**Goal of the exercise**
Will you output all of the data below exactly, omitting the images?

**Dataset section**
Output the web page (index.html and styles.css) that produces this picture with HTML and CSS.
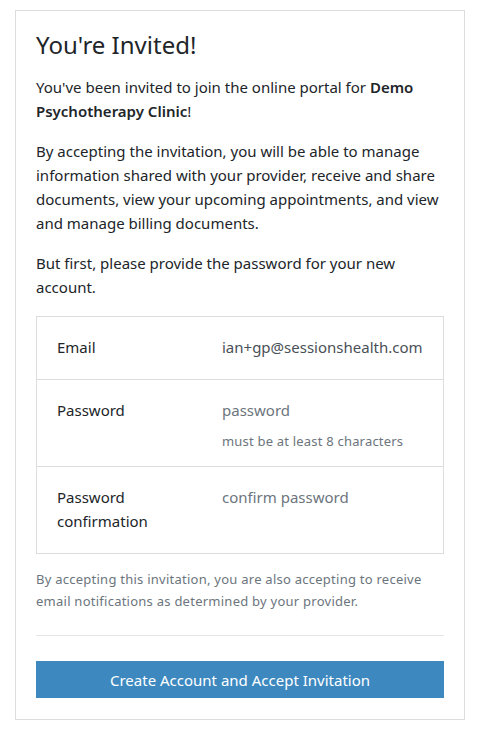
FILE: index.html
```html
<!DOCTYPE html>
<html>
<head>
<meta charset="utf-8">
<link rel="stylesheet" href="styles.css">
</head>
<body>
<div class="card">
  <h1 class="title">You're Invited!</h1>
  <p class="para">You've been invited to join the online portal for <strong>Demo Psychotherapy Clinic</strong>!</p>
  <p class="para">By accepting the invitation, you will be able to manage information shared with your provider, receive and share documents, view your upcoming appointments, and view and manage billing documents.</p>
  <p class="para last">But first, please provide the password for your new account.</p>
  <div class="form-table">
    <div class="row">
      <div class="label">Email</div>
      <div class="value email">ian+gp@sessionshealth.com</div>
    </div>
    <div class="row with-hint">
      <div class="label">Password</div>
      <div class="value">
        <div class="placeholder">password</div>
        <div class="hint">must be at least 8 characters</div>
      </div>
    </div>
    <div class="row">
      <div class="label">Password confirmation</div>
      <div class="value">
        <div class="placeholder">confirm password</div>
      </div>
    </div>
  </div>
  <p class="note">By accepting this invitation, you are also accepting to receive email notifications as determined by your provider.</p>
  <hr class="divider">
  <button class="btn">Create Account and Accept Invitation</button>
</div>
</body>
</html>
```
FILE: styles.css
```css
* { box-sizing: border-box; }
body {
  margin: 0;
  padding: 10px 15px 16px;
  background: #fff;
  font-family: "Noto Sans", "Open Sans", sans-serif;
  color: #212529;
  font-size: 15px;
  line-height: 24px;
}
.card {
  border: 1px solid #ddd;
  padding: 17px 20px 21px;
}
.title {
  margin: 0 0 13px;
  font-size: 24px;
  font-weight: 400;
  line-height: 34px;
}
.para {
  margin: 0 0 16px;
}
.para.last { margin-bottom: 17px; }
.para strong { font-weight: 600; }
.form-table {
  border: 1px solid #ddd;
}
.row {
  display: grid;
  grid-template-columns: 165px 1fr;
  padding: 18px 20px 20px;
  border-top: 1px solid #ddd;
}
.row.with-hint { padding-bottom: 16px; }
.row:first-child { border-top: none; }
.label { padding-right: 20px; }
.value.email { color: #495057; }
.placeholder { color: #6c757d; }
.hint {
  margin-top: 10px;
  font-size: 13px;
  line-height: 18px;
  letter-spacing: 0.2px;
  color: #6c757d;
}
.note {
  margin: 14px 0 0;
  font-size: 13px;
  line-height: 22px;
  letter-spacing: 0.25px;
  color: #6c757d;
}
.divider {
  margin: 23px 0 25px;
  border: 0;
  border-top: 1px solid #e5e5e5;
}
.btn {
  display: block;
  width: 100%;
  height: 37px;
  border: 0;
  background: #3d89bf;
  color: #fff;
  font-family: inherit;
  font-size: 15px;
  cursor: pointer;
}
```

**Result for this task**
Output the web page (index.html and styles.css) that produces this picture with HTML and CSS.
FILE: index.html
```html
<!DOCTYPE html>
<html>
<head>
<meta charset="utf-8">
<link rel="stylesheet" href="styles.css">
</head>
<body>
<div class="card">
  <h1 class="title">You're Invited!</h1>
  <p class="para">You've been invited to join the online portal for <strong>Demo Psychotherapy Clinic</strong>!</p>
  <p class="para">By accepting the invitation, you will be able to manage information shared with your provider, receive and share documents, view your upcoming appointments, and view and manage billing documents.</p>
  <p class="para last">But first, please provide the password for your new account.</p>
  <div class="form-table">
    <div class="row">
      <div class="label">Email</div>
      <div class="value email">ian+gp@sessionshealth.com</div>
    </div>
    <div class="row with-hint">
      <div class="label">Password</div>
      <div class="value">
        <div class="placeholder">password</div>
        <div class="hint">must be at least 8 characters</div>
      </div>
    </div>
    <div class="row">
      <div class="label">Password confirmation</div>
      <div class="value">
        <div class="placeholder">confirm password</div>
      </div>
    </div>
  </div>
  <p class="note">By accepting this invitation, you are also accepting to receive email notifications as determined by your provider.</p>
  <hr class="divider">
  <button class="btn">Create Account and Accept Invitation</button>
</div>
</body>
</html>
```
FILE: styles.css
```css
* { box-sizing: border-box; }
body {
  margin: 0;
  padding: 10px 15px 16px;
  background: #fff;
  font-family: "Noto Sans", "Open Sans", sans-serif;
  color: #212529;
  font-size: 15px;
  line-height: 24px;
}
.card {
  border: 1px solid #ddd;
  padding: 17px 20px 21px;
}
.title {
  margin: 0 0 13px;
  font-size: 24px;
  font-weight: 400;
  line-height: 34px;
}
.para {
  margin: 0 0 16px;
}
.para.last { margin-bottom: 17px; }
.para strong { font-weight: 600; }
.form-table {
  border: 1px solid #ddd;
}
.row {
  display: grid;
  grid-template-columns: 165px 1fr;
  padding: 18px 20px 20px;
  border-top: 1px solid #ddd;
}
.row.with-hint { padding-bottom: 16px; }
.row:first-child { border-top: none; }
.label { padding-right: 20px; }
.value.email { color: #495057; }
.placeholder { color: #6c757d; }
.hint {
  margin-top: 10px;
  font-size: 13px;
  line-height: 18px;
  letter-spacing: 0.2px;
  color: #6c757d;
}
.note {
  margin: 14px 0 0;
  font-size: 13px;
  line-height: 22px;
  letter-spacing: 0.25px;
  color: #6c757d;
}
.divider {
  margin: 23px 0 25px;
  border: 0;
  border-top: 1px solid #e5e5e5;
}
.btn {
  display: block;
  width: 100%;
  height: 37px;
  border: 0;
  background: #3d89bf;
  color: #fff;
  font-family: inherit;
  font-size: 15px;
  cursor: pointer;
}
```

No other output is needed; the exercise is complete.